WHAT THE TASK REQUIRES
Copy out each line featuring the string "this" from the entries beneath.

>>>

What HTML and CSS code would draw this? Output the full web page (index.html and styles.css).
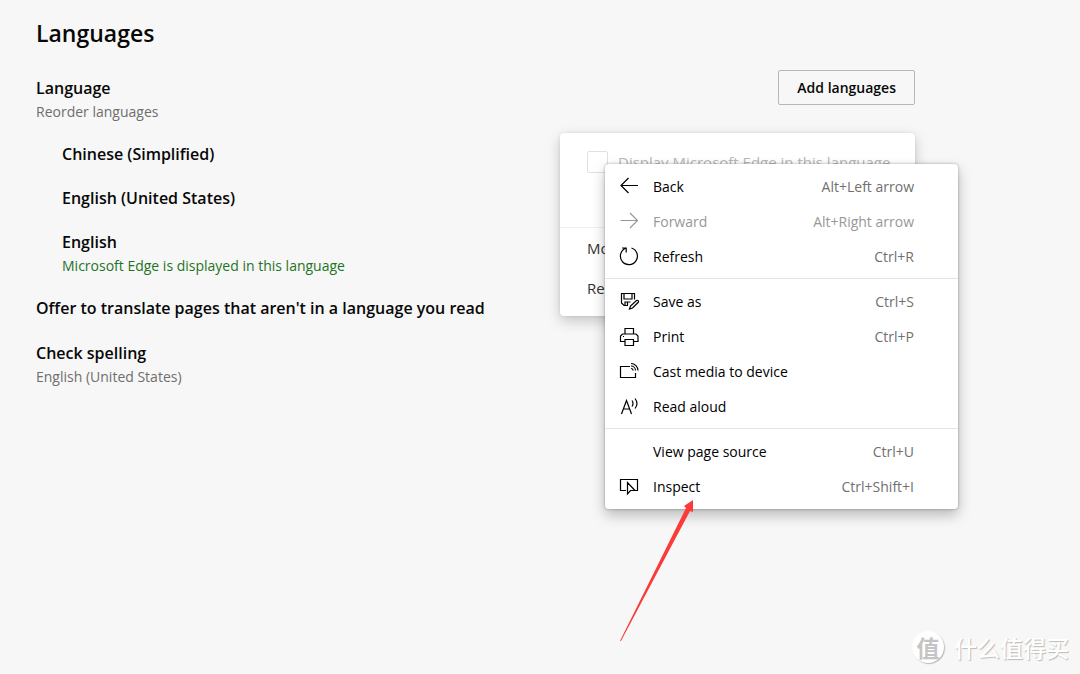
FILE: index.html
```html
<!DOCTYPE html>
<html lang="en">
<head>
<meta charset="utf-8">
<title>Languages</title>
<link rel="stylesheet" href="styles.css">
</head>
<body>
<main class="page">
  <h1 class="title">Languages</h1>
  <section class="intro">
    <div>
      <h2 class="heading">Language</h2>
      <p class="note">Reorder languages</p>
    </div>
    <button class="add" type="button">Add languages</button>
  </section>
  <ul class="languages">
    <li><h3 class="heading">Chinese (Simplified)</h3></li>
    <li><h3 class="heading">English (United States)</h3></li>
    <li><h3 class="heading">English</h3><p class="note active">Microsoft Edge is displayed in this language</p></li>
  </ul>
  <h2 class="heading translate">Offer to translate pages that aren't in a language you read</h2>
  <h2 class="heading">Check spelling</h2>
  <p class="note">English (United States)</p>
</main>

<div class="options">
  <label class="option display"><input class="check" type="checkbox" disabled><span>Display Microsoft Edge in this language</span></label>
  <button class="option" type="button">Move up</button>
  <button class="option" type="button">Remove</button>
</div>

<div class="menu" role="menu">
  <div class="group">
    <button class="item" type="button" role="menuitem"><svg class="icon" viewBox="0 0 20 20"><path d="M19 8.500H2M9.500 1 2 8.500l7.500 7.500"/></svg><span>Back</span><kbd>Alt+Left arrow</kbd></button>
    <button class="item off" type="button" role="menuitem" disabled><svg class="icon" viewBox="0 0 20 20"><path d="M1.500 8.500h17M11 1l7.500 7.500L11 16"/></svg><span>Forward</span><kbd>Alt+Right arrow</kbd></button>
    <button class="item" type="button" role="menuitem"><svg class="icon" viewBox="0 0 20 20"><path d="M12.500 1a8.500 8.500 0 1 1-6 .3M3 1h4.200v4.500"/></svg><span>Refresh</span><kbd>Ctrl+R</kbd></button>
  </div>
  <div class="group">
    <button class="item" type="button" role="menuitem"><svg class="icon" viewBox="0 0 20 20"><path d="M9 13.500H5L2.500 11V1.500h13v6M5 1.500V7h8V1.500M6 13.500V10h5.500M8.500 10v3M10.500 17l1-3 6-5.500a1.300 1.300 0 0 1 1.800 1.800L13.500 16z"/></svg><span>Save as</span><kbd>Ctrl+S</kbd></button>
    <button class="item" type="button" role="menuitem"><svg class="icon" viewBox="0 0 20 20"><path d="M6 7V1.500h8.500V7M6 14.500H1.500V9l2-2h13.500l2 2v5.500h-4.500M6 12.500h8.500v6H6zM4 9.500h1"/></svg><span>Print</span><kbd>Ctrl+P</kbd></button>
    <button class="item" type="button" role="menuitem"><svg class="icon" viewBox="0 0 20 20"><path d="M11 4.500H1.500v11h15V11M12 1.500a7 7 0 0 1 7 7M12 4A4.500 4.500 0 0 1 16.500 8.500M12 6.500a2 2 0 0 1 2 2"/></svg><span>Cast media to device</span></button>
    <button class="item" type="button" role="menuitem"><svg class="icon" viewBox="0 0 20 20"><path d="M2.500 17 7.500 3.500l5 13.500M4.300 12h6.400M13 3.500q2 3 0 6M16 1.500q4 5 0 10"/></svg><span>Read aloud</span></button>
  </div>
  <div class="group">
    <button class="item" type="button" role="menuitem"><span class="icon"></span><span>View page source</span><kbd>Ctrl+U</kbd></button>
    <button class="item" type="button" role="menuitem"><svg class="icon" viewBox="0 0 20 20"><path d="M7 13.500H1.500v-11h17v11H16M8.500 5.500v11.500l3-3.500h4.500z"/></svg><span>Inspect</span><kbd>Ctrl+Shift+I</kbd></button>
  </div>
</div>

<svg class="pointer" viewBox="0 0 74 141"><path d="M0 141 66 8l-2-2 9-6v12l-3-1L1 141z"/></svg>

<div class="watermark" lang="zh-CN"><span class="seal">值</span><span>什么值得买</span></div>
</body>
</html>
```
FILE: styles.css
```css
* { box-sizing: border-box; }
body {
  margin: 0;
  min-height: 100vh;
  background: #f7f7f7;
  color: #080808;
  font: 14px/20px "Open Sans", "Noto Sans", sans-serif;
}
button { font: inherit; color: inherit; background: none; border: 0; padding: 0; text-align: left; }
h1, h2, h3, p, ul { margin: 0; padding: 0; }
ul { list-style: none; }
.page { max-width: 915px; padding: 17px 0 0 36px; }
.title { font-size: 23px; line-height: 32px; font-weight: 600; }
.intro { display: flex; justify-content: space-between; align-items: flex-start; margin-top: 21px; }
.intro > div { padding-top: 6px; }
.heading { font-size: 16px; line-height: 24px; font-weight: 600; }
.note { font-size: 14px; line-height: 24px; color: #6e6e6e; }
.active { color: #1f731f; }
.add { height: 35px; padding: 0 18px; border: 1px solid #b8b8b8; border-radius: 2px; font-weight: 600; }
.languages { display: grid; gap: 20px; padding: 18px 0 18px 26px; }
.translate { margin-bottom: 21px; }

.options {
  position: absolute; left: 560px; top: 133px; width: 355px;
  padding-bottom: 8px; background: #fff; border-radius: 4px;
  box-shadow: 0 5px 14px rgba(0, 0, 0, .2), 0 0 3px rgba(0, 0, 0, .1);
}
.option { display: block; width: 100%; height: 40px; padding-left: 27px; font-size: 15px; color: #333; }
.display { display: flex; gap: 10px; height: 95px; padding-top: 18px; border-bottom: 1px solid #f0f0f0; line-height: 22px; color: #b8b8b8; }
.check { appearance: none; width: 21px; height: 22px; margin: 0; border: 1px solid #e0e0e0; border-radius: 2px; }

.menu {
  position: absolute; left: 605px; top: 164px; width: 353px;
  padding: 5px 0; background: #fff; border-radius: 4px; color: #000;
  box-shadow: 0 6px 14px rgba(0, 0, 0, .26), 0 0 3px rgba(0, 0, 0, .3);
}
.group + .group { margin-top: 4px; padding-top: 5px; border-top: 1px solid #e4e4e4; }
.item { display: flex; align-items: center; width: 100%; height: 35px; padding: 0 44px 0 14px; }
.icon { width: 20px; height: 20px; margin-right: 14px; fill: none; stroke: currentColor; stroke-width: 1.2; }
.item kbd { margin-left: auto; font: inherit; color: #707070; }
.item.off, .off kbd { color: #979797; }

.pointer { position: absolute; left: 620px; top: 500px; width: 74px; height: 141px; fill: #fb3a3a; }
.watermark {
  position: absolute; right: 11px; bottom: 11px; display: flex; align-items: center; gap: 10px;
  color: #fff; font: 500 23px/32px "Noto Sans CJK SC", sans-serif; text-shadow: 1px 1px 1px #bbb;
}
.seal {
  width: 32px; height: 32px; border-radius: 50%; background: #fff; color: #c4c4c4;
  font-weight: 700; line-height: 32px; text-align: center; text-shadow: none; box-shadow: 1px 1px 1px #bbb;
}
```
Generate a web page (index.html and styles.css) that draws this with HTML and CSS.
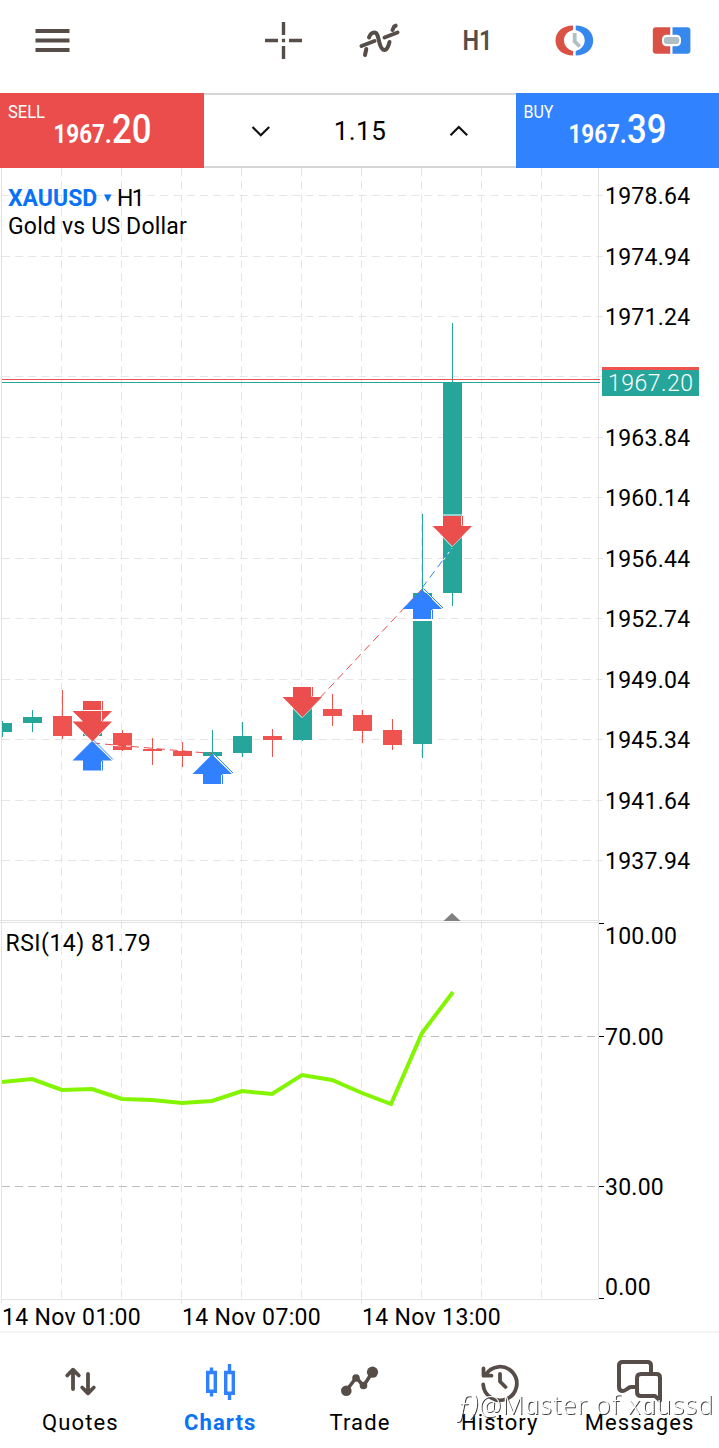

<<<

EXERCISE RESPONSE
What HTML and CSS code would draw this? Output the full web page (index.html and styles.css).
    <li><h3 class="heading">English</h3><p class="note active">Microsoft Edge is displayed in this language</p></li>
  <label class="option display"><input class="check" type="checkbox" disabled><span>Display Microsoft Edge in this language</span></label>
Generate a web page (index.html and styles.css) that draws this with HTML and CSS.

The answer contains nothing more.